Paper
Monday, November 5, 2007
418
A Recipe for Leading Change: Context, Content, and Conduct
Vicki Schug, PhD, RN, Susan Forneris, PhD, RN, CRRN, CCM, and Kathleen Kalb, PhD, RN. Department of Nursing, College of St. Catherine, St. Paul, MN, USA
This paper presents the context of leading change through a curricular revision process based on chaos theory and transformational leadership theory. Using a “3 C ” (context, content, and conduct) approach, an 8-member faculty task force provides recommendations for a theory-based framework to guide curriculum revision in a baccalaureate degree program. To create the context for thinking, a series of questions are used beginning with the end in mind. Faculty organize their thinking around where we have been and where we are going.

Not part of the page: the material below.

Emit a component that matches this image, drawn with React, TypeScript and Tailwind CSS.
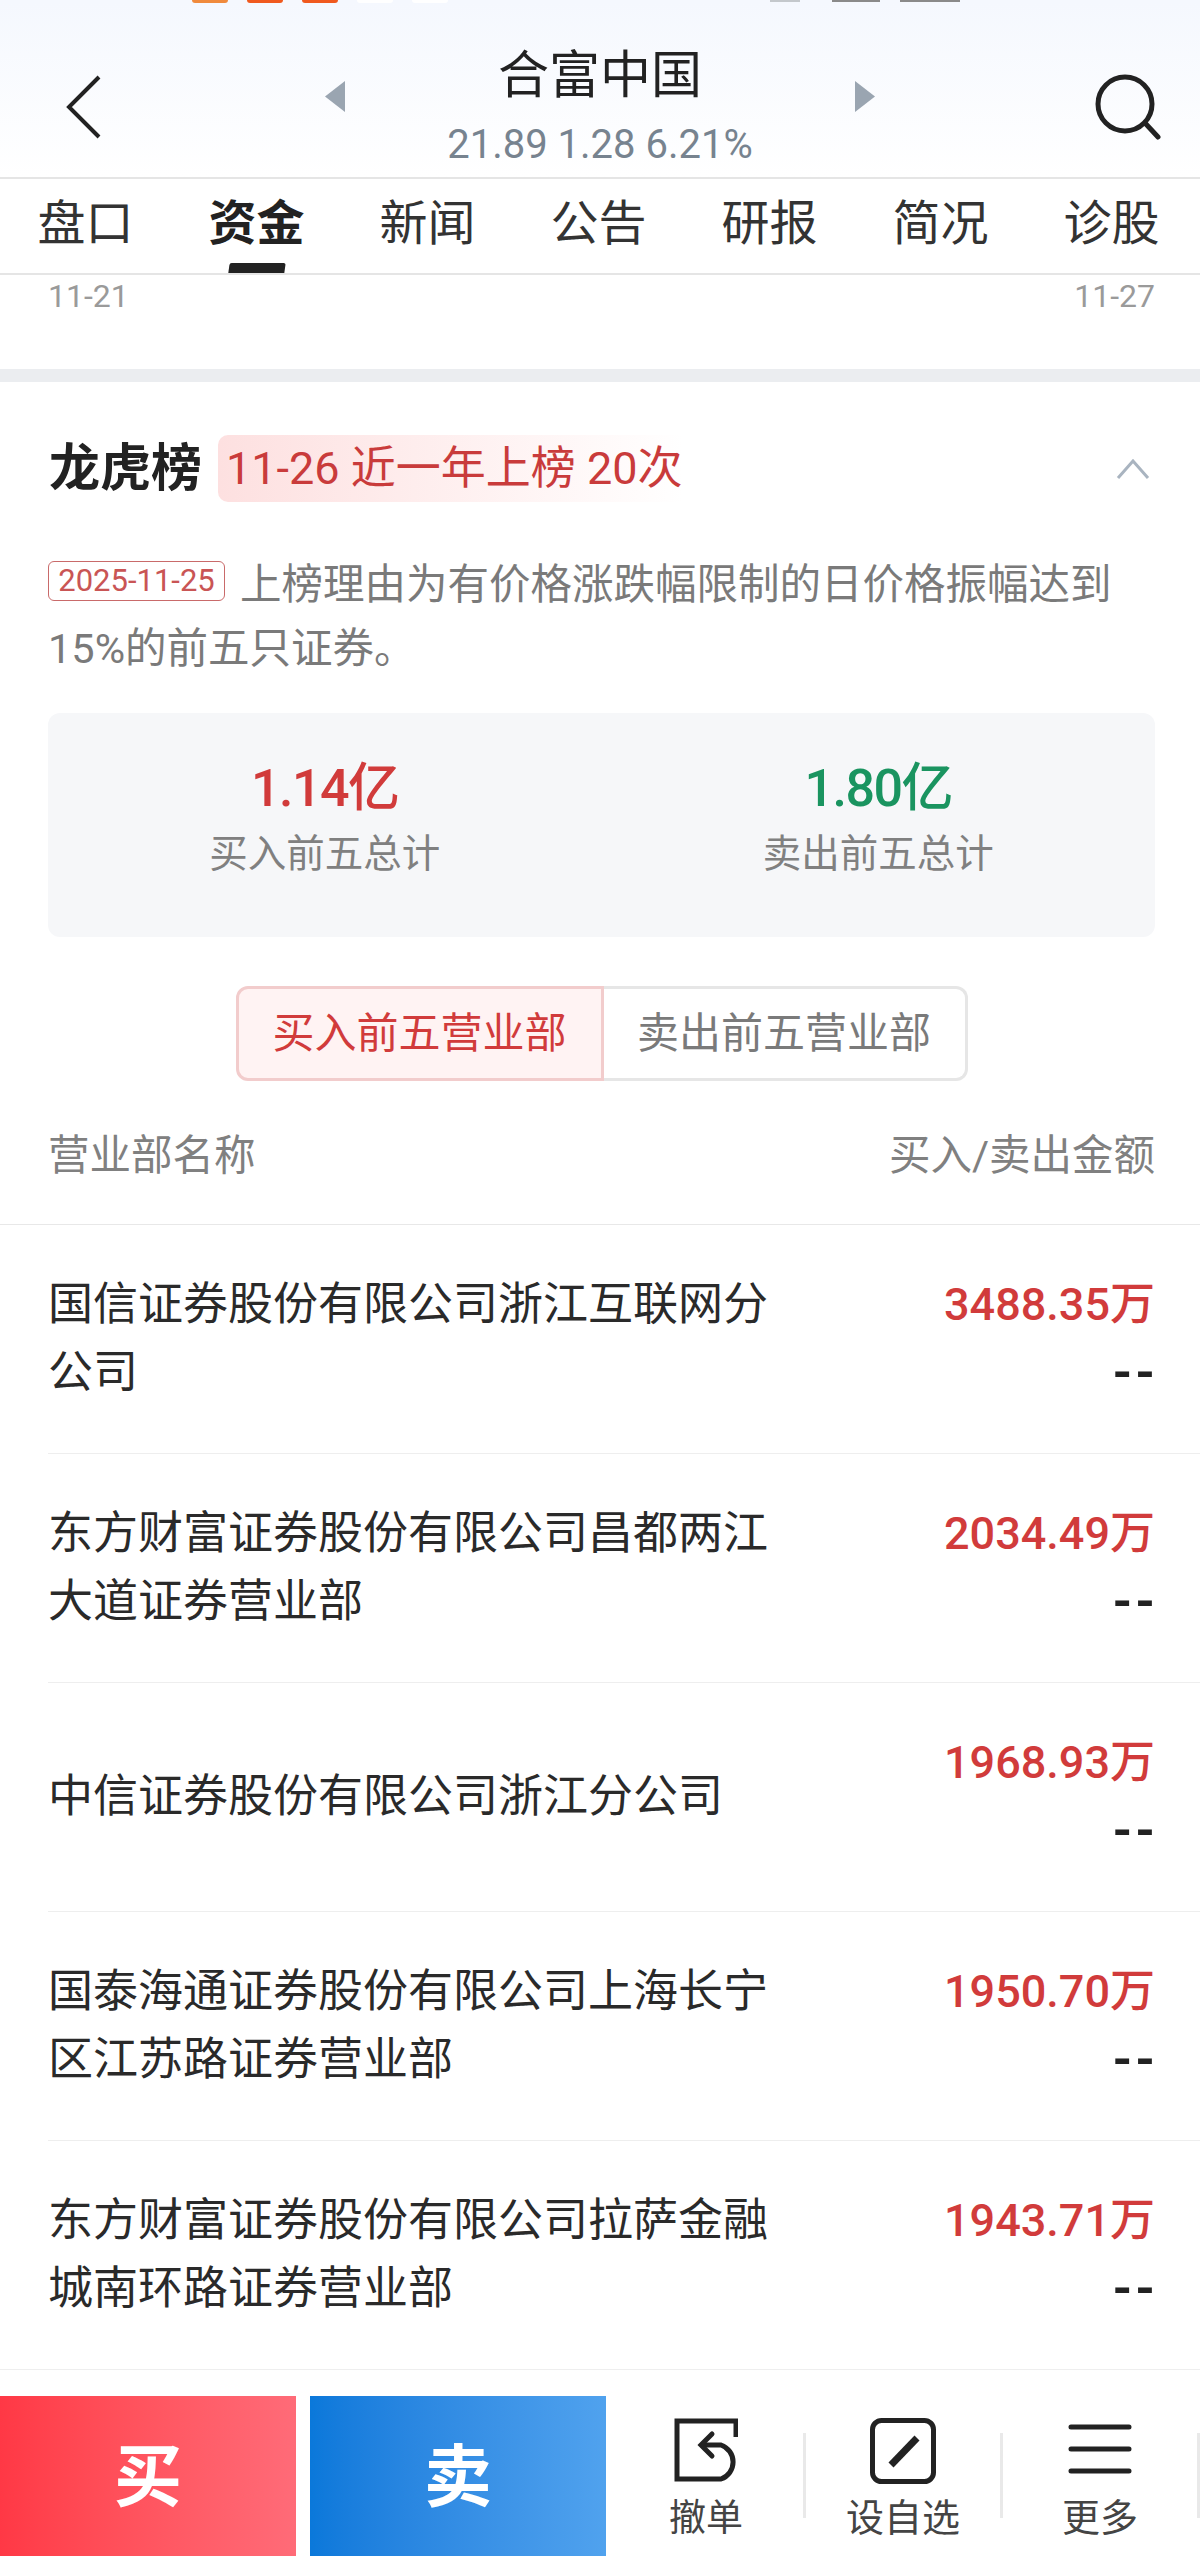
const tabs = ['盘口', '资金', '新闻', '公告', '研报', '简况', '诊股'];

const rows = [
  { name: '国信证券股份有限公司浙江互联网分公司', buy: '3488.35万' },
  { name: '东方财富证券股份有限公司昌都两江大道证券营业部', buy: '2034.49万' },
  { name: '中信证券股份有限公司浙江分公司', buy: '1968.93万' },
  { name: '国泰海通证券股份有限公司上海长宁区江苏路证券营业部', buy: '1950.70万' },
  { name: '东方财富证券股份有限公司拉萨金融城南环路证券营业部', buy: '1943.71万' },
];

function StatusRemnant() {
  return (
    <div className="flex h-[3px] pl-[192px]">
      <div className="flex gap-[19px]">
        <div className="h-[3px] w-[36px] rounded-b-[3px] bg-[#f08a3c]" />
        <div className="h-[3px] w-[36px] rounded-b-[3px] bg-[#f0591e]" />
        <div className="h-[3px] w-[36px] rounded-b-[3px] bg-[#f0591e]" />
        <div className="h-[3px] w-[36px] rounded-b-[3px] bg-white" />
        <div className="h-[3px] w-[36px] rounded-b-[3px] bg-white" />
      </div>
      <div className="ml-[322px] flex gap-[32px]">
        <div className="h-[2px] w-[30px] bg-[#c4c8cc]" />
        <div className="h-[2px] w-[48px] bg-[#8a8a8a]" />
        <div className="-ml-[12px] h-[2px] w-[60px] bg-[#8a8a8a]" />
      </div>
    </div>
  );
}

function Header() {
  return (
    <header className="h-[174px] bg-linear-to-b from-[#f5f8fe] to-white pt-[43px]">
      <div className="flex h-[121px] items-center pl-[66px]">
        <svg width="36" height="64" viewBox="0 0 36 64" fill="none" stroke="#222222" strokeWidth="4">
          <path d="M33 2 L3 32 L33 62" />
        </svg>
        <div className="ml-[223px] flex w-[550px] items-center justify-between">
          <svg className="mb-[20px]" width="20" height="31" viewBox="0 0 20 31" fill="#9aa5b1">
            <path d="M20 0 L0 15.5 L20 31 Z" />
          </svg>
          <div className="flex flex-col items-center">
            <div className="text-[51px] leading-[60px] text-[#222222]">合富中国</div>
            <div className="mt-[17px] text-[40px] leading-[44px] text-[#77838f]">21.89 1.28 6.21%</div>
          </div>
          <svg className="mb-[20px]" width="20" height="31" viewBox="0 0 20 31" fill="#9aa5b1">
            <path d="M0 0 L20 15.5 L0 31 Z" />
          </svg>
        </div>
        <svg className="ml-[220px]" width="68" height="66" viewBox="0 0 68 66" fill="none" stroke="#222222" strokeWidth="5">
          <circle cx="30" cy="30" r="27" />
          <path d="M50 49 L63 63" strokeLinecap="round" />
        </svg>
      </div>
    </header>
  );
}

function Tabs() {
  return (
    <nav className="grid h-[98px] grid-cols-7 border-y-2 border-[#e5e5e5] bg-white pr-[3px]">
      {tabs.map((tab, i) => (
        <div key={tab} className="flex flex-col items-center pt-[17px]">
          <div className={i === 1 ? 'text-[48px] font-bold leading-[56px] text-[#222222]' : 'text-[48px] leading-[56px] text-[#333333]'}>
            {tab}
          </div>
          {i === 1 && <div className="mt-[11px] h-[10px] w-[56px] -skew-x-[8deg] rounded-t-[2px] bg-[#222222]" />}
        </div>
      ))}
    </nav>
  );
}

function Summary() {
  return (
    <div className="ml-[48px] mr-[45px] mt-[32px] grid h-[224px] grid-cols-2 rounded-[12px] bg-[#f6f7f9] pt-[46px]">
      <div className="flex flex-col items-center">
        <div className="text-[52px] font-medium leading-[60px] tracking-[-1.5px] text-[#d13b3b]">1.14亿</div>
        <div className="mt-[13px] text-[38.5px] leading-[44px] text-[#808080]">买入前五总计</div>
      </div>
      <div className="flex flex-col items-center">
        <div className="text-[52px] font-medium leading-[60px] tracking-[-1.5px] text-[#1a9460]">1.80亿</div>
        <div className="mt-[13px] text-[38.5px] leading-[44px] text-[#808080]">卖出前五总计</div>
      </div>
    </div>
  );
}

function BottomBar() {
  return (
    <footer className="flex h-[160px] shrink-0 bg-white">
      <div className="flex w-[296px] items-center justify-center bg-linear-to-r from-[#ff3845] to-[#ff6b78] pt-[3px] text-[68px] font-bold text-white">买</div>
      <div className="ml-[14px] flex w-[296px] items-center justify-center bg-linear-to-r from-[#0a78da] to-[#50a2ee] pt-[3px] text-[68px] font-bold text-white">卖</div>
      <div className="flex flex-1">
        <div className="flex flex-1 flex-col items-center pl-[3px] pt-[22px]">
          <svg width="64" height="64" viewBox="0 0 64 64" fill="none" stroke="#222222" strokeWidth="5">
            <path d="M62 19 V3 H3 V61 H47 A18 18 0 0 0 47 27 H28" />
            <path d="M38 16 L27 27 L38 38" strokeLinecap="round" />
          </svg>
          <div className="mt-[15px] text-[37px] leading-[44px] text-[#444444]">撤单</div>
        </div>
        <div className="mt-[37px] h-[85px] w-[3px] bg-[#e9e9e9]" />
        <div className="flex flex-1 flex-col items-center pt-[22px]">
          <svg width="66" height="66" viewBox="0 0 66 66" fill="none" stroke="#222222">
            <rect x="2.5" y="2.5" width="61" height="61" rx="9" strokeWidth="5" />
            <path d="M47 20 L21 47" strokeWidth="7" />
          </svg>
          <div className="mt-[12px] text-[38px] leading-[44px] text-[#444444]">设自选</div>
        </div>
        <div className="mt-[37px] h-[85px] w-[3px] bg-[#e9e9e9]" />
        <div className="flex flex-1 flex-col items-center pt-[22px]">
          <svg width="64" height="64" viewBox="0 0 64 64" fill="none" stroke="#222222" strokeWidth="5" strokeLinecap="round">
            <path d="M3 9 H61 M3 31 H61 M3 53 H61" />
          </svg>
          <div className="mt-[14px] text-[38px] leading-[44px] text-[#444444]">更多</div>
        </div>
        <div className="mt-[37px] h-[85px] w-[3px] bg-[#e9e9e9]" />
      </div>
    </footer>
  );
}

export default function App() {
  return (
    <div className="flex h-[2556px] w-[1200px] flex-col overflow-hidden bg-white font-['Roboto','Noto_Sans_CJK_SC',sans-serif]">
      <main className="min-h-0 flex-1 overflow-hidden">
        <div className="bg-[#f5f8fe]">
          <StatusRemnant />
        </div>
        <Header />
        <Tabs />

        <div className="flex h-[94px] justify-between pl-[48px] pr-[45px] pt-[3px] text-[32px] leading-[36px] text-[#9a9a9a]">
          <span>11-21</span>
          <span>11-27</span>
        </div>
        <div className="h-[13px] bg-[#ebedf0]" />

        <section className="pt-[53px]">
          <div className="flex h-[67px] items-center pl-[48px] pr-[45px]">
            <h2 className="pl-[1px] text-[51px] font-bold leading-[60px] text-[#222222]">龙虎榜</h2>
            <div className="ml-[16px] flex h-[67px] items-center rounded-l-[10px] bg-linear-to-r from-[#fde0e0] to-white pl-[8px] text-[45px] leading-[67px] text-[#c93b3b]">
              11-26 近一年上榜 20次
            </div>
            <svg className="ml-auto mr-[5px]" width="34" height="20" viewBox="0 0 34 20" fill="none" stroke="#a9b4c0" strokeWidth="3">
              <path d="M2 19 L17 2 L32 19" />
            </svg>
          </div>

          <p className="ml-[48px] mr-[45px] mt-[51px] text-[41.5px] leading-[64px] text-[#7a7a7a]">
            <span className="mr-[15px] inline-block h-[40px] w-[177px] rounded-[6px] border border-[#c96a6a] text-center align-[8px] text-[31px] leading-[38px] text-[#c95555]">
              2025-11-25
            </span>
            上榜理由为有价格涨跌幅限制的日价格振幅达到15%的前五只证券。
          </p>

          <Summary />

          <div className="ml-[48px] mr-[45px] mt-[49px] flex justify-center text-[42px]">
            <div className="flex h-[95px] w-[368px] items-center justify-center rounded-l-[12px] border-[3px] border-[#f2cccc] bg-[#fff3f3] text-[#d13b3b]">
              买入前五营业部
            </div>
            <div className="flex h-[95px] w-[364px] items-center justify-center rounded-r-[12px] border-[3px] border-l-0 border-[#e6e6e6] text-[#7a7a7a]">
              卖出前五营业部
            </div>
          </div>

          <div className="mt-[50px] flex justify-between border-b border-[#e8e8e8] pb-[43px] pl-[48px] pr-[45px] text-[41.5px] leading-[50px] text-[#808080]">
            <span>营业部名称</span>
            <span>买入/卖出金额</span>
          </div>

          <div>
            {rows.map((row, i) => (
              <div
                key={row.name}
                className={
                  i === rows.length - 1
                    ? 'flex h-[229px] items-center justify-between border-b border-[#eeeeee] pl-[48px] pr-[45px]'
                    : 'ml-[48px] flex h-[229px] items-center justify-between border-b border-[#eeeeee] pr-[45px]'
                }
              >
                <div className="w-[722px] text-[45px] leading-[68px] text-[#2a2a2a]">{row.name}</div>
                <div className="text-right text-[45px] leading-[68px]">
                  <div className="font-medium text-[#d13b3b]">{row.buy}</div>
                  <div className="-mr-[3px] text-[50px] font-bold tracking-[3px] text-[#222222]">--</div>
                </div>
              </div>
            ))}
          </div>
        </section>
      </main>

      <BottomBar />
    </div>
  );
}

Moving from a single to a multi-theory framework provides context to differentiate frameworks that guide curriculum development from those that guide nursing practice. Seminal readings on evidence-based practice and thinking nursing provide additional context for faculty reflection. As task force members move to the edge of chaos, a thinking nursing framework emerges as an educational approach to develop an inclusive understanding of theory, evidence, and nursing knowledge. Using Carper’s Fundamental Patterns of Knowing (1978), the task force explores how patterns of knowledge can be operationalized into curricular content to make the connections between what students learn in the classroom and how they achieve mindfulness in nursing practice. The use of chocolate chip cookies provides a vehicle to transform a shared vision for thinking nursing, engaging the baccalaureate faculty and students in the conduct of this framework.
References:
Carper, B. (1978). Fundamental patterns of knowing in nursing. Advances in Nursing Science, 1(1), 13-23.